DURHAM – Professor of Medicine at the Duke Cancer Institute, Dr. David Rizzieri explains the blood cancer that you may have heard of but might not completely understand.

“Your blood has three types of cells: platelets that help the blood clot; red cells carry oxygen, and white cells fight infection,” Dr. Rizzieri says. “When a white blood cell starts growing out of control it causes a cancer. That can be either a lymphoma, myeloma, or leukemia depending on the specific cell and where it has started losing control.”

WCHL’s Ron Stutts spoke with Dr. Rizzieri on the WCHL Tuesday Morning News.

***Listen to the Interview***

He says since there are many different types of infections, there are many different types of white blood cells.

Dr. Rizzieri says those three cancers account for about 150,000 cancers each year and ten percent of new cancers each year.

He says leukemia is often not an easy disease to catch.

“Patients often present in a very nebulous way in very non-specific symptoms such as fatigue, not quite performing their normal daily activities as they are used to,” Dr. Rizzieri says. “There may be bruising, increased sleeping, things that would lead them to often see their general physician and initially be treated for an infection or something like that, and then it doesn’t get better

And, Dr. Rizzieri says the treatments vary depending on the specific types of Leukemia.
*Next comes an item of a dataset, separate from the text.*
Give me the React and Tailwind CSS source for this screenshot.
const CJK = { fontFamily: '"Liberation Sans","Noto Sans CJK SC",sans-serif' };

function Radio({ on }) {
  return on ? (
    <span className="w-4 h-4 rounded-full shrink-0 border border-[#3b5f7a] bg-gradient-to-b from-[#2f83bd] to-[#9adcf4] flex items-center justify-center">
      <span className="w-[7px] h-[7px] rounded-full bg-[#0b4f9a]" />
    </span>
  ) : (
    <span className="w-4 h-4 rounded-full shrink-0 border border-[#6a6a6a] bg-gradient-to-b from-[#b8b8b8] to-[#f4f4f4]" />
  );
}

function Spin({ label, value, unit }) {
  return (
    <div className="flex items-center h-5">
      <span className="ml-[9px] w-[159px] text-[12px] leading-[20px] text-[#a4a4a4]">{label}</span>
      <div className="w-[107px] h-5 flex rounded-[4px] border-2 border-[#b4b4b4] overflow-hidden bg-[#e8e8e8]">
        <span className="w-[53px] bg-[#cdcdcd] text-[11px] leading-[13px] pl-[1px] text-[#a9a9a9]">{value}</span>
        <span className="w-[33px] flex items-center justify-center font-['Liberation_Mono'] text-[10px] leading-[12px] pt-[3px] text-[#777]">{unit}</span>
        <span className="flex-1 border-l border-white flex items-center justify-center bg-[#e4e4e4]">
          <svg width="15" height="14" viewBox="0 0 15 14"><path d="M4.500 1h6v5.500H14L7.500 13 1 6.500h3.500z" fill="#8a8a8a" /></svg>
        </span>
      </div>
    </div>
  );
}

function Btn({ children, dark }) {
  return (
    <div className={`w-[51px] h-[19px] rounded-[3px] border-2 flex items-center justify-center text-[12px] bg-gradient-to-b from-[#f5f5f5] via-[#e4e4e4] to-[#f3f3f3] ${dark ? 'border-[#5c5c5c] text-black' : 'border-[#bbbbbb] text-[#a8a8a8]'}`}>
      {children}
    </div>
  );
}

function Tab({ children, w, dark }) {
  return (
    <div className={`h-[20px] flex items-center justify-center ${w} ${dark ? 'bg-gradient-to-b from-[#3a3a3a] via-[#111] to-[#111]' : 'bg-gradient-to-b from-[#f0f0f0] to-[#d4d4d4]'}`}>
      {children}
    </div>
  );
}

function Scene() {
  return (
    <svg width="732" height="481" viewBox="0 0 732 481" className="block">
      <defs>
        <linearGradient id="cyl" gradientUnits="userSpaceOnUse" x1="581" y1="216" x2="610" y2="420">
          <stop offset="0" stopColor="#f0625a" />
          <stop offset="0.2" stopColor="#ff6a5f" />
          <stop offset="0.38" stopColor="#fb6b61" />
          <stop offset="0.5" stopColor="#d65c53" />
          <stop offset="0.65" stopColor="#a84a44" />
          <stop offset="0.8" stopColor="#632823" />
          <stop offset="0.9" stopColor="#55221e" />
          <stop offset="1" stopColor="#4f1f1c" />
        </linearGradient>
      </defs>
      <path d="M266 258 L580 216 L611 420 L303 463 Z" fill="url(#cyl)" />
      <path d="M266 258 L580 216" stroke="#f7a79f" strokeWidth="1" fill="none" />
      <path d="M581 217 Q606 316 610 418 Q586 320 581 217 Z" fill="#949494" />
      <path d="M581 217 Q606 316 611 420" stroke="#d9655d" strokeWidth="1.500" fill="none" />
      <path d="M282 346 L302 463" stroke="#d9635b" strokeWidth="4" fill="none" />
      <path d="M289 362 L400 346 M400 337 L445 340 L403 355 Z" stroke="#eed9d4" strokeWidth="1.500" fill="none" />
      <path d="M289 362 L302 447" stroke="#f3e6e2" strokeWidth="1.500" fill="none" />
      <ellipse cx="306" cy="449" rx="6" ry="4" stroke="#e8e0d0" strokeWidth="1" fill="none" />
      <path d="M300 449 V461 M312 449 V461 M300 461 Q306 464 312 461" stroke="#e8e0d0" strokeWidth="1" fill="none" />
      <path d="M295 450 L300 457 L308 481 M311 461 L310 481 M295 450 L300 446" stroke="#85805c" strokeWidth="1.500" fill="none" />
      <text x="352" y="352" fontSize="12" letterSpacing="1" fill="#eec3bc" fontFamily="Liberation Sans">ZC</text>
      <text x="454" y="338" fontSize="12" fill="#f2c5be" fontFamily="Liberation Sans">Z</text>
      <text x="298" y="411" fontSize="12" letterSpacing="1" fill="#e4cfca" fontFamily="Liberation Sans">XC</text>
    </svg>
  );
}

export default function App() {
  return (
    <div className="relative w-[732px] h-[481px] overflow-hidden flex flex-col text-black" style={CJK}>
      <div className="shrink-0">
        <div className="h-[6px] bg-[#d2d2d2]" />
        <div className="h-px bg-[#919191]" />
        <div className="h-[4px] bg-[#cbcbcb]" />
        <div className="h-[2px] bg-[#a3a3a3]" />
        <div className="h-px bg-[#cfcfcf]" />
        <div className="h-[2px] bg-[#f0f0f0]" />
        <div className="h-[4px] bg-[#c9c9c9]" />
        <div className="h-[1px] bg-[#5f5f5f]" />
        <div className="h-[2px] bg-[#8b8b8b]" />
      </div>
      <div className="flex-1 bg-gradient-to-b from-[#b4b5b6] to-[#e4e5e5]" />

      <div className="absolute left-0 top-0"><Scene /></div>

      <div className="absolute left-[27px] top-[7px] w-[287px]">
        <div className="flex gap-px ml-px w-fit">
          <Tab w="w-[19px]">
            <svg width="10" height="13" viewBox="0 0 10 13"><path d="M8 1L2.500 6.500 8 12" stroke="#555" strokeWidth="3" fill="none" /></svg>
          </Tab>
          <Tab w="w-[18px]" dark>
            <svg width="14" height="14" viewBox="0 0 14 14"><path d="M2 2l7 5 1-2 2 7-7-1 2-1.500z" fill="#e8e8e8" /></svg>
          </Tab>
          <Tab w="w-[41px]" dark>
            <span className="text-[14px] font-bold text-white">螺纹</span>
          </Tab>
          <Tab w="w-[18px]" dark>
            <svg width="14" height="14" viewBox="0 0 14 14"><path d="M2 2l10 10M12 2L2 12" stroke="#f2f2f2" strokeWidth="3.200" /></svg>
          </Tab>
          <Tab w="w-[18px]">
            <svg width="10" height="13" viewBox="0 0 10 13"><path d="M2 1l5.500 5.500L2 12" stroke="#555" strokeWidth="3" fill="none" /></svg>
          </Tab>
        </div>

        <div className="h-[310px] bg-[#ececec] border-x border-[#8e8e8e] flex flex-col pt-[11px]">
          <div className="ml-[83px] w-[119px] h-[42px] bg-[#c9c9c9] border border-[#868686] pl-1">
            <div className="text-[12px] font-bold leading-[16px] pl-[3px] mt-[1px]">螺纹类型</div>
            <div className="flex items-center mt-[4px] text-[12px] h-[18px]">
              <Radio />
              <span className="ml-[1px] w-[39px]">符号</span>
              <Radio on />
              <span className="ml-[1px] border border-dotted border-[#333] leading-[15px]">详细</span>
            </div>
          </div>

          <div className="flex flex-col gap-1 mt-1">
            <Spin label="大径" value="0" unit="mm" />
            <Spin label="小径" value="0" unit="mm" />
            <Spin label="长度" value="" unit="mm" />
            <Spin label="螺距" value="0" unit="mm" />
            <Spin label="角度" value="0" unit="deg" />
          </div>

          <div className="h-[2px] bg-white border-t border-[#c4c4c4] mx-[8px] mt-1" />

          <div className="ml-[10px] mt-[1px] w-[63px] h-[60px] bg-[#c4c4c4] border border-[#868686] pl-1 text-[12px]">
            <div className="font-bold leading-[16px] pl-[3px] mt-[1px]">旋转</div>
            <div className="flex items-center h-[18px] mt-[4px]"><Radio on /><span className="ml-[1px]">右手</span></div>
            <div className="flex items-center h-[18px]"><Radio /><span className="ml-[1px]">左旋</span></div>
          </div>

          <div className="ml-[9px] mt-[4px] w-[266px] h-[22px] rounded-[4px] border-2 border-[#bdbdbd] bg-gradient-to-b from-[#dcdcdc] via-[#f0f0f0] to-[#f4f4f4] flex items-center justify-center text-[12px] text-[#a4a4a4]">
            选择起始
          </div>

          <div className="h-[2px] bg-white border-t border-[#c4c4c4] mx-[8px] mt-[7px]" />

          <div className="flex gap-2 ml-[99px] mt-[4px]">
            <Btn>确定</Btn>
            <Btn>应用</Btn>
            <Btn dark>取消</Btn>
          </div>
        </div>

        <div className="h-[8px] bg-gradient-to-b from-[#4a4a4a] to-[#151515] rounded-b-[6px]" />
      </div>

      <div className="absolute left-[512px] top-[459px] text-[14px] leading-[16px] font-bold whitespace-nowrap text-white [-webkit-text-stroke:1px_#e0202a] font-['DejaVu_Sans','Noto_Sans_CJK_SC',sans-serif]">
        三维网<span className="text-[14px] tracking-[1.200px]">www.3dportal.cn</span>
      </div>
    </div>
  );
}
“Some are observed and are only treated when they make the patient feel poorly as our therapies can control the blood cells for many years,” Dr. Rizzieri says. “Others are aggressive, fast-growing leukemias, and our current therapies require intravenously-delivered chemotherapy which can have many side effects and take a while to recover from.”

Dr. Rizzieri was not speaking about any specifics of UNC women’s basketball coach Sylvia Hatchell’s diagnosis of leukemia; Hatchell is being treated at the UNC Lineberger Comprehensive Cancer Center.

The type of leukemia Hatchell has is unknown, but it is said it was caught early.